All of these seemed to have pretty decent building, marginal on the Winnebago, but all are just too damn heavy.

Final Contestents

holiday-house We started discussing buying a camper roughly 6 months before we actually did. We ended up going to the Chicago RV show in 2019 just to walk around before doing any research, just to goggle and gawk and go jee whillikers to get a feel for things. Had a nice conversation with this fellow who realized the most effective way to sell these windowed campers was just have people take a seat. Probably one of the incarnations of the sacred salesman of salvation.

But thing is it was a big amount of research for the money. It came down to the biggest teardrop trailers made, something on an odd edge between classes of campers.

1. littleguymax

https://golittleguy.com/lg-max/

Runner up for best design, a lot of time was taken to make sure everything here works well. Biggest fridge, best kitchen, fans in the right places, windows in the right places. The teardrop takes away some space though and makes a bit of a dragging tail without the suspension lift.

2. tab400

https://nucamprv.com/tab400-camper/

Best design. You can tell someone starts putting serious thought into how stuff really works with humans when they start having to bend manufacturing processes to what they want to do. Most things are custom here, and with that, cost goes up and maintainability goes down. I would feel bad taking a sawzall to this. This is the Apple of campers (I despise Apple but credit where credit is due.)

3. solhorizon

https://www.intechrv.com/models/sol/horizon/

So these guys are more akin to the mainline manufacturers, but the all-aluminum build and one-guy-one-task doing the work ends up with decent quality. This was the biggest of the three, and from their smaller Flyer trailers, they do everything in heavy plywood expecting modification by the enduser. The aluminum frame brings it down to 3400lbs dry, though with one axel theres only 600lbs left before the limit. We have plans to reinforce it if needed.

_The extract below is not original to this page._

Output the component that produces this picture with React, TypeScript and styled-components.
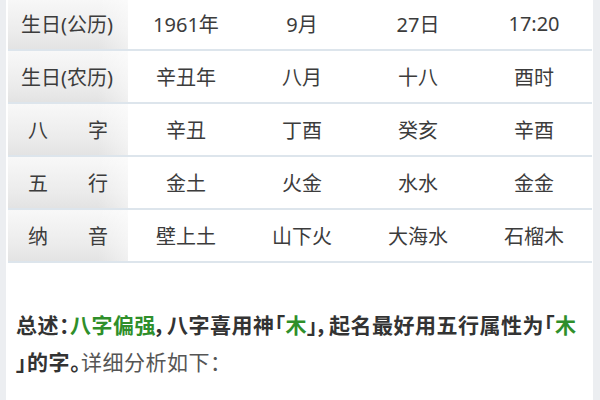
import React from "react";
import styled, { createGlobalStyle } from "styled-components";

const Global = createGlobalStyle`
  html, body { margin: 0; padding: 0; background: #eceef1; overflow: hidden; }
  body { font-family: "Noto Sans", "Noto Sans CJK SC", sans-serif; }
`;

const Page = styled.div`
  width: 600px;
  height: 400px;
  overflow: hidden;
  display: flex;
`;

const Panel = styled.div`
  margin-left: 6px;
  width: 587px;
  height: 400px;
  background: #ffffff;
  padding: 0 1px 0 2px;
  box-sizing: border-box;
`;

const Table = styled.div`
  margin-top: -2px;
  display: flex;
  flex-direction: column;
`;

const Row = styled.div`
  display: grid;
  grid-template-columns: 120px repeat(4, 1fr);
  height: 51px;
  border-bottom: 2px solid #dde5ec;
`;

const Label = styled.div<{ $spread?: boolean }>`
  display: flex;
  align-items: center;
  justify-content: ${(p) => (p.$spread ? "space-between" : "center")};
  padding: ${(p) => (p.$spread ? "0 20px" : "0 2px 0 0")};
  background: linear-gradient(to right, rgba(255, 255, 255, 0) 75%, rgba(255, 255, 255, 0.45)),
    linear-gradient(to bottom, #f8f8f8 0%, #ebebeb 70%, #e3e3e3 100%);
  color: #3c3c3c;
  font-size: 20px;
`;

const Cell = styled.div`
  display: flex;
  align-items: center;
  justify-content: center;
  color: #3c3c3c;
  font-size: 20px;
`;

const Summary = styled.p`
  margin: 43px 0 0;
  padding: 0 8px;
  font-family: "Noto Sans CJK SC", sans-serif;
  font-size: 21px;
  line-height: 37px;
  letter-spacing: 0.5px;
  font-feature-settings: "palt" 1;
  white-space: nowrap;
`;

const Strong = styled.span`
  font-weight: 700;
  color: #333333;
`;

const Green = styled.span`
  font-weight: 700;
  color: #2f8f2a;
`;

const Plain = styled.span`
  font-weight: 400;
  color: #555555;
`;

const rows: { label: string[]; cells: string[] }[] = [
  { label: ["生日(公历)"], cells: ["1961年", "9月", "27日", "17:20"] },
  { label: ["生日(农历)"], cells: ["辛丑年", "八月", "十八", "酉时"] },
  { label: ["八", "字"], cells: ["辛丑", "丁酉", "癸亥", "辛酉"] },
  { label: ["五", "行"], cells: ["金土", "火金", "水水", "金金"] },
  { label: ["纳", "音"], cells: ["壁上土", "山下火", "大海水", "石榴木"] },
];

export default function App() {
  return (
    <Page>
      <Global />
      <Panel>
        <Table>
          {rows.map((r, i) => (
            <Row key={i}>
              <Label $spread={r.label.length > 1}>
                {r.label.map((t, j) => (
                  <span key={j}>{t}</span>
                ))}
              </Label>
              {r.cells.map((c, j) => (
                <Cell key={j}>{c}</Cell>
              ))}
            </Row>
          ))}
        </Table>
        <Summary>
          <Strong>总述：</Strong>
          <Green>八字偏强</Green>
          <Strong>，八字喜用神「</Strong>
          <Green>木</Green>
          <Strong>」，起名最好用五行属性为「</Strong>
          <Green>木</Green>
          <br />
          <Strong>」的字。</Strong>
          <Plain>详细分析如下：</Plain>
        </Summary>
      </Panel>
    </Page>
  );
}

The other big thing is this camper was big enough to have an outdoor slide-out kitchen. And from what I mentioned about The Good Life, it involves lots of cooking. Having two kitchen spaces lets us fulfill the roles of both support vehicle and summer festival trailer. More on that later. The windshield is nice to avoid the feeling of being trapped inside a box.

This is the one we picked, and I ended up contacting every salesman I could from Pennsyltucky to Colorado. Whats $500 in fuel if you save $4000? One fellow gave us a deal expecting COVID-19 to freeze peoples buying habits, as this was around the time people were hoarding tolietpaper. Two months later when we showed up to seal the deal and buy it, he winced as apparently a pandemic sent US RV sales into an all time record high. Sometimes I love how fucking awful this country is.

God Bless America,


Abbot Dobbs III

PS: Did you know the Australian camper trailer market is fckn lit ? Everything they do puts us to shame. Must be something about an entire continent trying to kill you to provide relevant motivation. I’m jingoist enough, I’m sure we’ll catch up.